On national security, unlike some Republican candidates who have come out against funding for foreign conflicts, Haley has been clear the U.S. needs to support the war effort in Ukraine as the conflict there enters its second year.
“Dictators, thugs, and terrorists always tell you what they are going to do,” she said. “Russia said once they take Ukraine, Poland and the Baltics are next. Those are NATO countries, that would mean war,” she said. “We’re trying to prevent war.”

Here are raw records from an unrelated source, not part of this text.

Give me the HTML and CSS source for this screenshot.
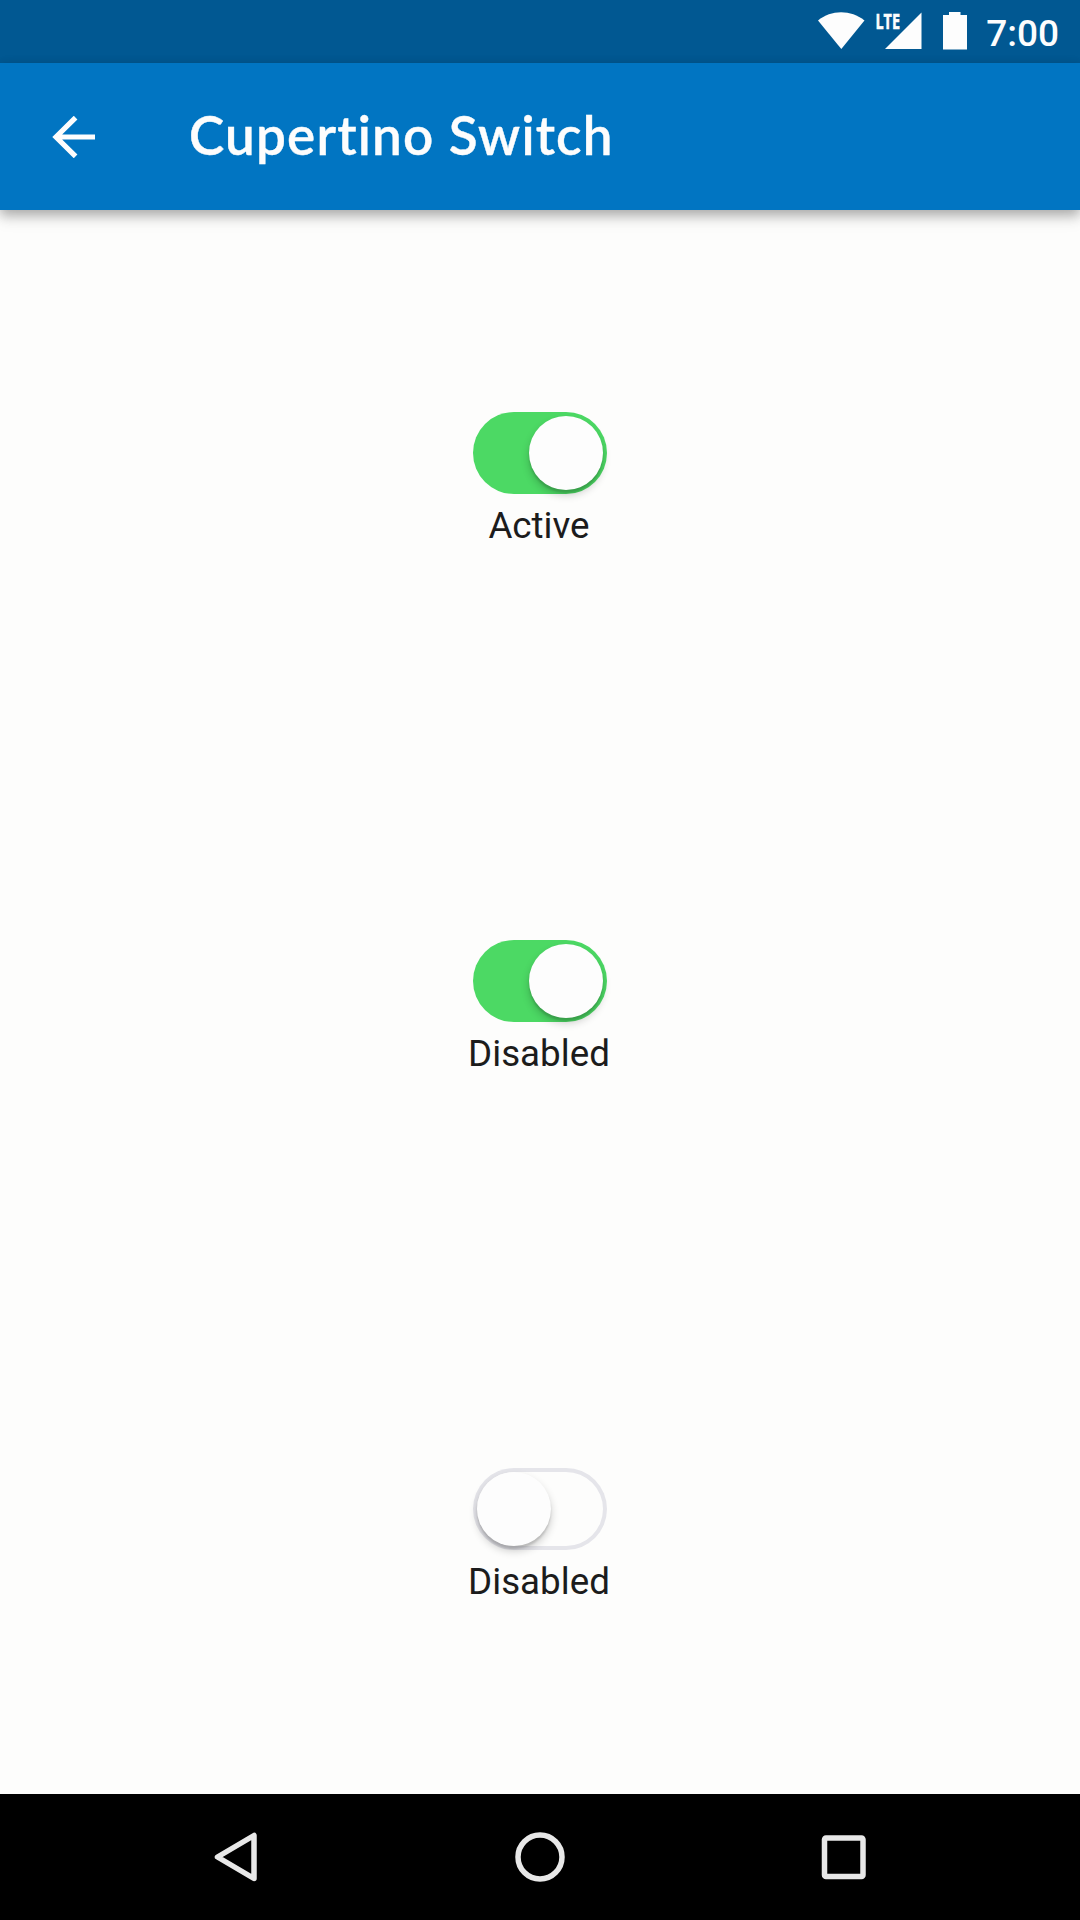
FILE: index.html
```html
<!DOCTYPE html>
<html lang="en">
<head>
<meta charset="utf-8">
<title>Cupertino Switch</title>
<link rel="stylesheet" href="styles.css">
</head>
<body>
<div class="screen">
  <div class="status-bar">
    <svg class="status-icons" width="154" height="51" viewBox="0 -12 154 51" aria-hidden="true">
      <path d="M0 8.500C13-2.500 33-2.500 46.500 8.500L23.300 37Z"/>
      <path d="M67 37H103.500V.500Z"/>
      <text class="network" x="57.500" y="17" textLength="24.500" lengthAdjust="spacingAndGlyphs">LTE</text>
      <path d="M125 3H131V0H142.500V3H149V37.500H125Z"/>
    </svg>
    <span class="clock">7:00</span>
  </div>
  <header class="app-bar">
    <svg class="back" width="43" height="42" viewBox="0 0 43 42" aria-hidden="true">
      <path d="M23.600 1.600 4 21 23.600 40.400M4 21H43"/>
    </svg>
    <h1 class="title">Cupertino Switch</h1>
  </header>
  <main class="content">
    <section class="item">
      <div class="switch on"><div class="thumb"></div></div>
      <div class="label">Active</div>
    </section>
    <section class="item">
      <div class="switch on"><div class="thumb"></div></div>
      <div class="label">Disabled</div>
    </section>
    <section class="item">
      <div class="switch off"><div class="thumb"></div></div>
      <div class="label">Disabled</div>
    </section>
  </main>
  <nav class="nav-bar">
    <svg width="50" height="50" viewBox="0 0 50 50"><path d="M43 3.500V46.500L6.500 25Z"/></svg>
    <svg width="50" height="50" viewBox="0 0 50 50"><circle cx="25" cy="25" r="22"/></svg>
    <svg width="50" height="50" viewBox="0 0 50 50"><rect x="5.500" y="6" width="38.500" height="38.500" rx="1.500"/></svg>
  </nav>
</div>
</body>
</html>
```
FILE: styles.css
```css
* {
  box-sizing: border-box;
}

body {
  margin: 0;
  font-family: Roboto, "Liberation Sans", sans-serif;
}

.screen {
  display: flex;
  flex-direction: column;
  width: 1080px;
  height: 1920px;
  overflow: hidden;
  background: #fdfdfc;
}

.status-bar {
  display: flex;
  justify-content: flex-end;
  height: 63px;
  padding-right: 21px;
  background: #015892;
  color: #fdfdfd;
}

.status-icons {
  margin-right: 14px;
  overflow: visible;
  fill: #fdfdfd;
}

.network {
  font: 700 22px "Open Sans", sans-serif;
  stroke: #fdfdfd;
  stroke-width: .6;
}

.clock {
  padding-top: 13px;
  font-size: 37px;
  font-weight: 500;
  line-height: 42px;
}

.app-bar {
  z-index: 1;
  display: flex;
  align-items: center;
  height: 147px;
  padding-left: 52px;
  background: #0175c2;
  box-shadow: 0 5px 11px rgba(0, 0, 0, .26), 0 8px 16px rgba(0, 0, 0, .1);
}

.back {
  fill: none;
  stroke: #fdfdfd;
  stroke-width: 5.2;
}

.title {
  margin: 0 0 4px 94px;
  color: #fdfdfd;
  font: 600 53px/64px Lato, sans-serif;
  font-variant-ligatures: none;
  letter-spacing: 1.2px;
  -webkit-text-stroke: .4px #fdfdfd;
  white-space: nowrap;
}

.content {
  display: flex;
  flex: 1;
  flex-direction: column;
  justify-content: space-around;
}

.item {
  display: flex;
  flex-direction: column;
  align-items: center;
  padding-top: 11px;
}

.switch {
  display: flex;
  align-items: center;
  width: 134px;
  height: 81.500px;
  margin-bottom: 10px;
  padding: 0 4px;
  border-radius: 41px;
}

.on {
  justify-content: flex-end;
  background: #4cd964;
}

.off {
  box-shadow: inset 0 0 0 4px #e5e5ea;
}

.thumb {
  width: 74px;
  height: 74px;
  border-radius: 50%;
  background: #fdfdfd;
  box-shadow: 0 5px 8px rgba(0, 0, 0, .2), 0 3px 2px rgba(0, 0, 0, .12);
}

.label {
  padding-right: 2px;
  color: #1c1c1c;
  font-size: 36.750px;
  line-height: 43px;
}

.nav-bar {
  display: flex;
  align-items: center;
  justify-content: center;
  gap: 254px;
  height: 126px;
  background: #000;
}

.nav-bar svg {
  fill: none;
  stroke: #e8e8e8;
  stroke-width: 5.500;
  stroke-linejoin: round;
}
```
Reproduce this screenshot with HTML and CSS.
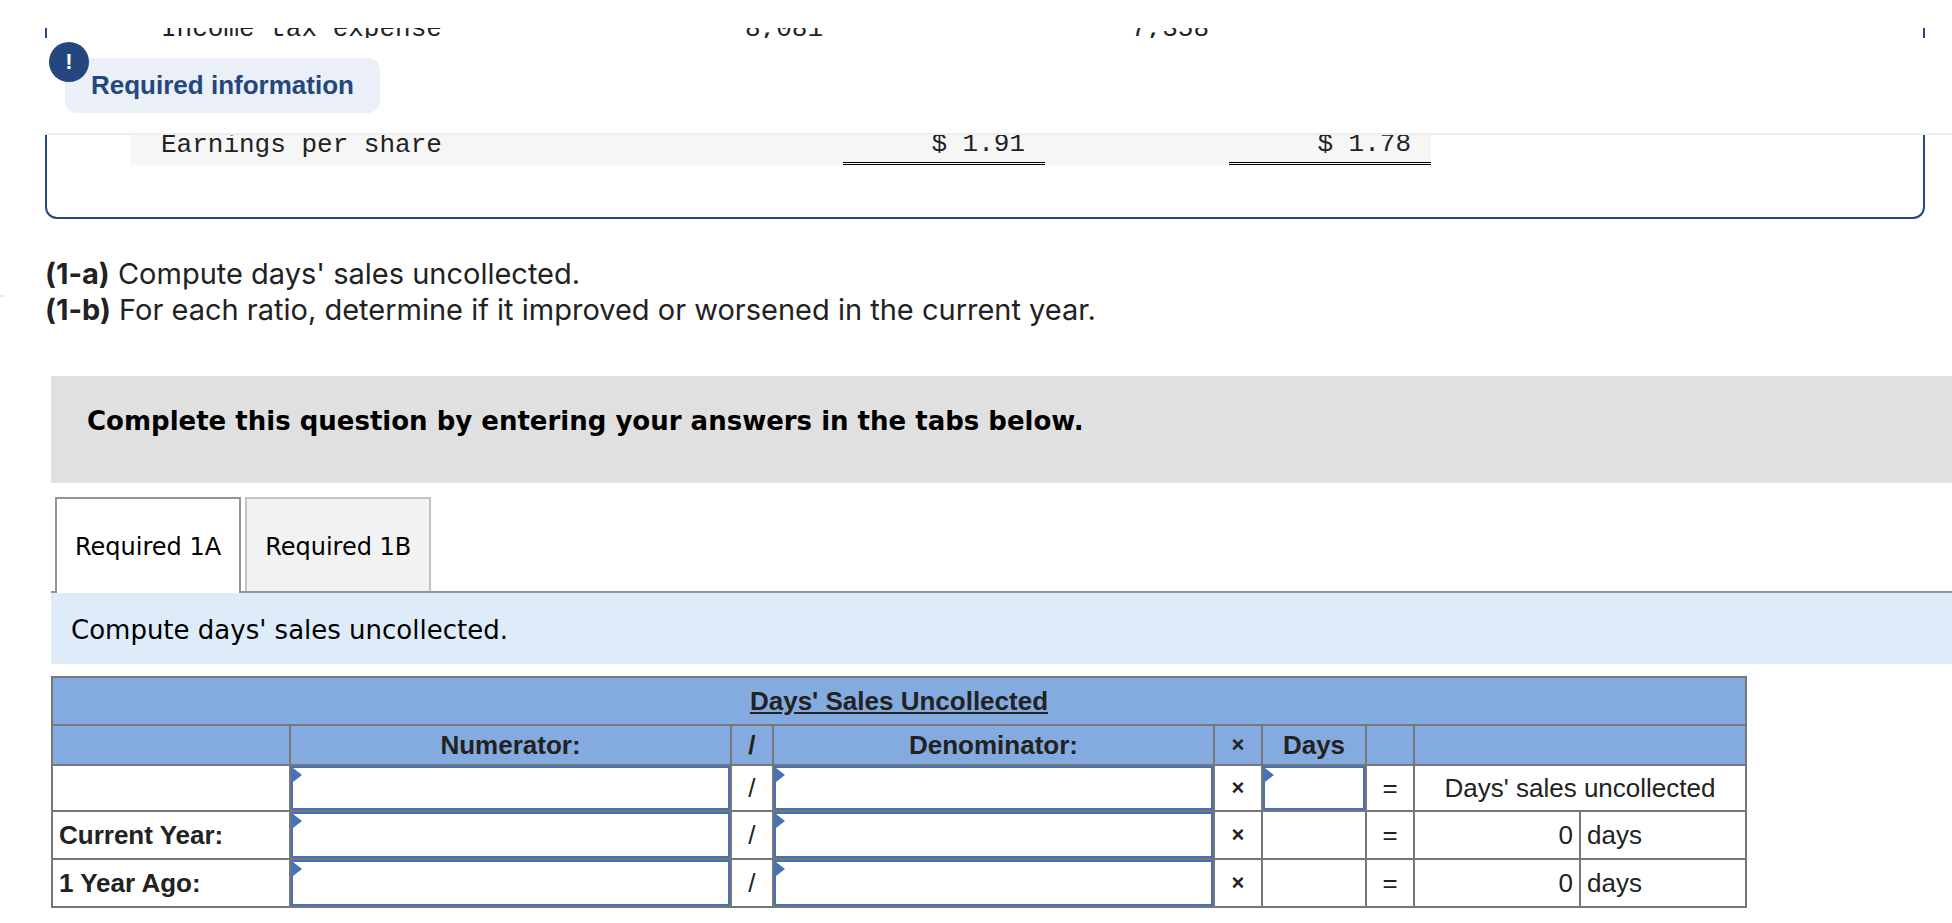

“If Russia wins, China wins,” she said.
Events in Israel, Haley said, are playing out exactly how Russian President Vladimir Putin wanted them to, now that the conflict there is pulling the world’s attention away from Ukraine, she said.
“He invited Hamas to Russia,” she said. “We have to see the connection.”
On Trump, she said “chaos follows him.”
“And we won’t survive it,” she said.
Haley’s Tuesday night stop in Manchester is the first of four planned townhall-style events scheduled this week in New Hampshire.
According to her campaign, on Wednesday she’ll be at the Newport Recreation Center at 1 p.m., followed by another event at Tempesta’s Ballroom at the Best Western Plus- Keene Hotel at 5:30 p.m. Thursday she’s scheduled to appear at the Atkinson Country Club and Resort at 10 a.m.